How many lines of the data include the string "React"? State the number and nothing else.
## BEGIN
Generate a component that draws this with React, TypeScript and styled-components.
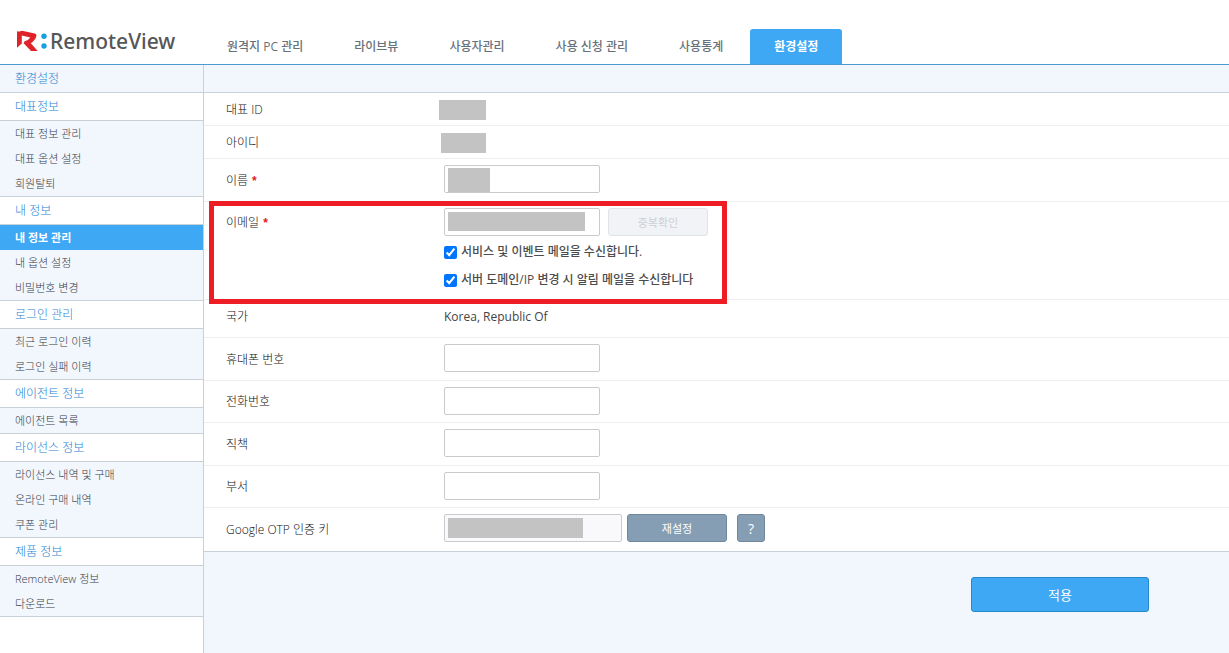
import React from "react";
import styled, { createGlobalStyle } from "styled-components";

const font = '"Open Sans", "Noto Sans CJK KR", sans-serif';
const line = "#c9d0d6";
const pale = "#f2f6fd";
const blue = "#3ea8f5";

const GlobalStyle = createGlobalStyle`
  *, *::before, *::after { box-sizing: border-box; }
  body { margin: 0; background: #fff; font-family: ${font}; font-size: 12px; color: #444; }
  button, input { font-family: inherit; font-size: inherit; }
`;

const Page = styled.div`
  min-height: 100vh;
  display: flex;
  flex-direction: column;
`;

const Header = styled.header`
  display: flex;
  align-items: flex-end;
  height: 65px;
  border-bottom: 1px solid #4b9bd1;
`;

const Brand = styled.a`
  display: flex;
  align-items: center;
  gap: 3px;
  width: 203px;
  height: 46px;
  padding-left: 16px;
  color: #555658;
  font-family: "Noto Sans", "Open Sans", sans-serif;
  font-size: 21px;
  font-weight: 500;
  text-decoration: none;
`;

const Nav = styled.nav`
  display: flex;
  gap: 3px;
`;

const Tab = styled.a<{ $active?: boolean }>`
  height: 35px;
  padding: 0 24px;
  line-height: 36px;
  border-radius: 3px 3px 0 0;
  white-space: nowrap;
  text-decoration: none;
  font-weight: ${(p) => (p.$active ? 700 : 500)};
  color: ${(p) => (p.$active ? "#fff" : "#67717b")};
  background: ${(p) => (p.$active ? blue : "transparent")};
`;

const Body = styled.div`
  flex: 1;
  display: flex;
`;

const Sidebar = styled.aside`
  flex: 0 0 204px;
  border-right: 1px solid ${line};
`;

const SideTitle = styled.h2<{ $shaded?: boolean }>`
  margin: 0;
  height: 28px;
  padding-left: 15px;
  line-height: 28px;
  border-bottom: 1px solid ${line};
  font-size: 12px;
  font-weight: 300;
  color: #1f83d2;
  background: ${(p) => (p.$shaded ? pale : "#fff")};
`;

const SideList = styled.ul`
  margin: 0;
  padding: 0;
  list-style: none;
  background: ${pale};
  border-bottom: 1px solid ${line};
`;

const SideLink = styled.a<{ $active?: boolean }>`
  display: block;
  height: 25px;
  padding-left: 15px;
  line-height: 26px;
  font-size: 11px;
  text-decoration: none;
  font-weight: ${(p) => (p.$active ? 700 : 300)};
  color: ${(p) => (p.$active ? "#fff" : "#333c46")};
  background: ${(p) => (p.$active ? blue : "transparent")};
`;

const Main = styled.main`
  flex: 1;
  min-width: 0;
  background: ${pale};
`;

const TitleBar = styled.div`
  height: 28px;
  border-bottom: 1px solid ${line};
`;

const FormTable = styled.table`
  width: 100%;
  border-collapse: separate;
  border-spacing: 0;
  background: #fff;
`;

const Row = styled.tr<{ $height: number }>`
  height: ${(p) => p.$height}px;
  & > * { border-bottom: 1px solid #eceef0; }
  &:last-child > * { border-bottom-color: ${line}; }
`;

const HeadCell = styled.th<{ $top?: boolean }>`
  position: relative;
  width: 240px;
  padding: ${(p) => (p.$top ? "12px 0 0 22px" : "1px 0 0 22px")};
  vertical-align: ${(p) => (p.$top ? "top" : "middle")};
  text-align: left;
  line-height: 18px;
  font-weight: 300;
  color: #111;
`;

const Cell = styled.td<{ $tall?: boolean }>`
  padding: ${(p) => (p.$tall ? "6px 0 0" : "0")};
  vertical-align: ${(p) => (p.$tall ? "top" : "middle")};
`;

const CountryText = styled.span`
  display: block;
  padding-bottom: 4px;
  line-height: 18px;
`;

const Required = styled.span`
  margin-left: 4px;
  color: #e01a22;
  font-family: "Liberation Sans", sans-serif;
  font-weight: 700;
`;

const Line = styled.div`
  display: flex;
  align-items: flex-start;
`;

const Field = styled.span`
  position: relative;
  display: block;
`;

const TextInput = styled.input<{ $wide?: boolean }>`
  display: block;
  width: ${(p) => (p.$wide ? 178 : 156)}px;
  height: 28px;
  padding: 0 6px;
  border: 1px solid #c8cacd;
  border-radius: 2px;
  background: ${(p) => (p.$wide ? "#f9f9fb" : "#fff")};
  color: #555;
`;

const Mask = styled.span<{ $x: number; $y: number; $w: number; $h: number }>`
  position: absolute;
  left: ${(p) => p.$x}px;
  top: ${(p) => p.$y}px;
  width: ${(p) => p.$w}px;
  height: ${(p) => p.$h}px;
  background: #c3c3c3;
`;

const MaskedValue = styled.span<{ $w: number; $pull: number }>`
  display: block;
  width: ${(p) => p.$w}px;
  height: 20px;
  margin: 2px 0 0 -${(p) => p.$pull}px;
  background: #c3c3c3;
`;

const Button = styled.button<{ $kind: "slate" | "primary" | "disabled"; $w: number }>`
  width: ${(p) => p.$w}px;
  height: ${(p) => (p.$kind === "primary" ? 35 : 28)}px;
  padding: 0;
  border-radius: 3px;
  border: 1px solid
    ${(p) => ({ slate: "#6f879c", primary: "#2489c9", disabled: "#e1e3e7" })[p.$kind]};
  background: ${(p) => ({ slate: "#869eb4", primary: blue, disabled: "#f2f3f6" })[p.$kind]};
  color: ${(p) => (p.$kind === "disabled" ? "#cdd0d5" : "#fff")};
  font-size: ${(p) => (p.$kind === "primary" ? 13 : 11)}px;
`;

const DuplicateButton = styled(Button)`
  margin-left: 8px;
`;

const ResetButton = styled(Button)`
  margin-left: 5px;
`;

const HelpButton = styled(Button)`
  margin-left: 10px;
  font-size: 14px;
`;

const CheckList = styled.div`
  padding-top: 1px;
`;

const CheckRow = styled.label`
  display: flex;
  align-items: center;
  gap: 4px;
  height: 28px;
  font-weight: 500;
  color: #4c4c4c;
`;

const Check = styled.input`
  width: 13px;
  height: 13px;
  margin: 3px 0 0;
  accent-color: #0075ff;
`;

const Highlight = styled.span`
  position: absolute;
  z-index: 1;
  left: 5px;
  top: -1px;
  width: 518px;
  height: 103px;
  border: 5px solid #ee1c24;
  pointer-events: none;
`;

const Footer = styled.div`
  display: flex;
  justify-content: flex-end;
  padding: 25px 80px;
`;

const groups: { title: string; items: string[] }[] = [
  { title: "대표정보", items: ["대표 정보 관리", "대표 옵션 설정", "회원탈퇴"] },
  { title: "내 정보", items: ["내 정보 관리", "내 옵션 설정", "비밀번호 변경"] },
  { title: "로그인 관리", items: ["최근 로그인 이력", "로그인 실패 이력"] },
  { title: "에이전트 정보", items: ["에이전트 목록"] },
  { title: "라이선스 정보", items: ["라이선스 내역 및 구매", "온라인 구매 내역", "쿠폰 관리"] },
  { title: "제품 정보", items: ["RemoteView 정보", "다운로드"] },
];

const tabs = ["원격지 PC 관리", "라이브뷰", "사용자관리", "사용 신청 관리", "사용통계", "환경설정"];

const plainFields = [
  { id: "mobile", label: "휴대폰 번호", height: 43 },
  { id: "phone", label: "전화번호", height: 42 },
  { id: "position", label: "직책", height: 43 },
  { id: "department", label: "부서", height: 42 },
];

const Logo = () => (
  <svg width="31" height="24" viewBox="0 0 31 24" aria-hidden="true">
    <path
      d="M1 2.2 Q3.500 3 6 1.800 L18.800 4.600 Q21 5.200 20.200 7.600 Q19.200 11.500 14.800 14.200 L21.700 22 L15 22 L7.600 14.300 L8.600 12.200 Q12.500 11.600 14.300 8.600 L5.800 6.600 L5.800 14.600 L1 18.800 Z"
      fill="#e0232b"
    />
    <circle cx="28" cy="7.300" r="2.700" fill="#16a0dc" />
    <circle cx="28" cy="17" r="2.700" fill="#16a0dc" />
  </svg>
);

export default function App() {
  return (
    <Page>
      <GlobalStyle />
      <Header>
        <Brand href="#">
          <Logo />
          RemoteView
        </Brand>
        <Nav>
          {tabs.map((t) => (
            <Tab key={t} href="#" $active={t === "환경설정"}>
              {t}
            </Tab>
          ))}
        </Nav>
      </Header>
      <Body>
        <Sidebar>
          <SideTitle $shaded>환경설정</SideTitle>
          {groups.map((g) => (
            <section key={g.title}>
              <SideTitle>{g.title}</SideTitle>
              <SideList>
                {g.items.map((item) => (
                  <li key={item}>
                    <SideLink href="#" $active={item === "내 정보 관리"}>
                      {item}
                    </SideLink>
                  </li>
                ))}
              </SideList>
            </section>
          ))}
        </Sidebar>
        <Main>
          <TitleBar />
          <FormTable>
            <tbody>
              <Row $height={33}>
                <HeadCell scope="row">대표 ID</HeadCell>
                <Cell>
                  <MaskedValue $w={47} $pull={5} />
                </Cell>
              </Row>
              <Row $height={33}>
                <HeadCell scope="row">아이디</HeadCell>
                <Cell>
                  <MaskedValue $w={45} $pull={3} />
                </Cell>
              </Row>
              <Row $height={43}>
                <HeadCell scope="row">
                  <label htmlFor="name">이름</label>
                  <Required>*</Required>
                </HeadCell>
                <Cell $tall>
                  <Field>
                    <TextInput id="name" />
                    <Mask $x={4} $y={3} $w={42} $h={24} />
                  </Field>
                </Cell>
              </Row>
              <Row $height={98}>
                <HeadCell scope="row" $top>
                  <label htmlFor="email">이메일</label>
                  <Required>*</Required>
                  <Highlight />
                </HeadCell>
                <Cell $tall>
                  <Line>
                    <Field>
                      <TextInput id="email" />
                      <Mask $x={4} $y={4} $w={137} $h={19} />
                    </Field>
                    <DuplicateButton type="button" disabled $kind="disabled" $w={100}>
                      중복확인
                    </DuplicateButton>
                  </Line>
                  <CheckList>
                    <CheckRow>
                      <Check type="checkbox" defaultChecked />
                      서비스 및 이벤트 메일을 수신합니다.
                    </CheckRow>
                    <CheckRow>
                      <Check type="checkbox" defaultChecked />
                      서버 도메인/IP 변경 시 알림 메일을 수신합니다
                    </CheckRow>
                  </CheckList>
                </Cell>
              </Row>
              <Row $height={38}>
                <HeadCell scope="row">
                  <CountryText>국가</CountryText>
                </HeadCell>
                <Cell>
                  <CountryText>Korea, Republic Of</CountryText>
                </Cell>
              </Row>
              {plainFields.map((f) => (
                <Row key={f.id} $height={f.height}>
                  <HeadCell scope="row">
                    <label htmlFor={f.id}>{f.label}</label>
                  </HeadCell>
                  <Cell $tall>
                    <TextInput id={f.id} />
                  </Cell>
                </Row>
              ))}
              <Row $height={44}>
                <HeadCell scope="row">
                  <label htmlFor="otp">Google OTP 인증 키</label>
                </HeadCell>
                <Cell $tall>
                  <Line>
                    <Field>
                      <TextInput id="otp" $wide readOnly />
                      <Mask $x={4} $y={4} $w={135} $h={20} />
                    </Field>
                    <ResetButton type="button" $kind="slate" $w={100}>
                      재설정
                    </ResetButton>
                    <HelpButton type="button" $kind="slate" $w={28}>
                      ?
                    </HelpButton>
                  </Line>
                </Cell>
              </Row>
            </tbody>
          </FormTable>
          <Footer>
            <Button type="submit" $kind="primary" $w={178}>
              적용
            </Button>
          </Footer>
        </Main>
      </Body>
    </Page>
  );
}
## END
* [Complete response]: 2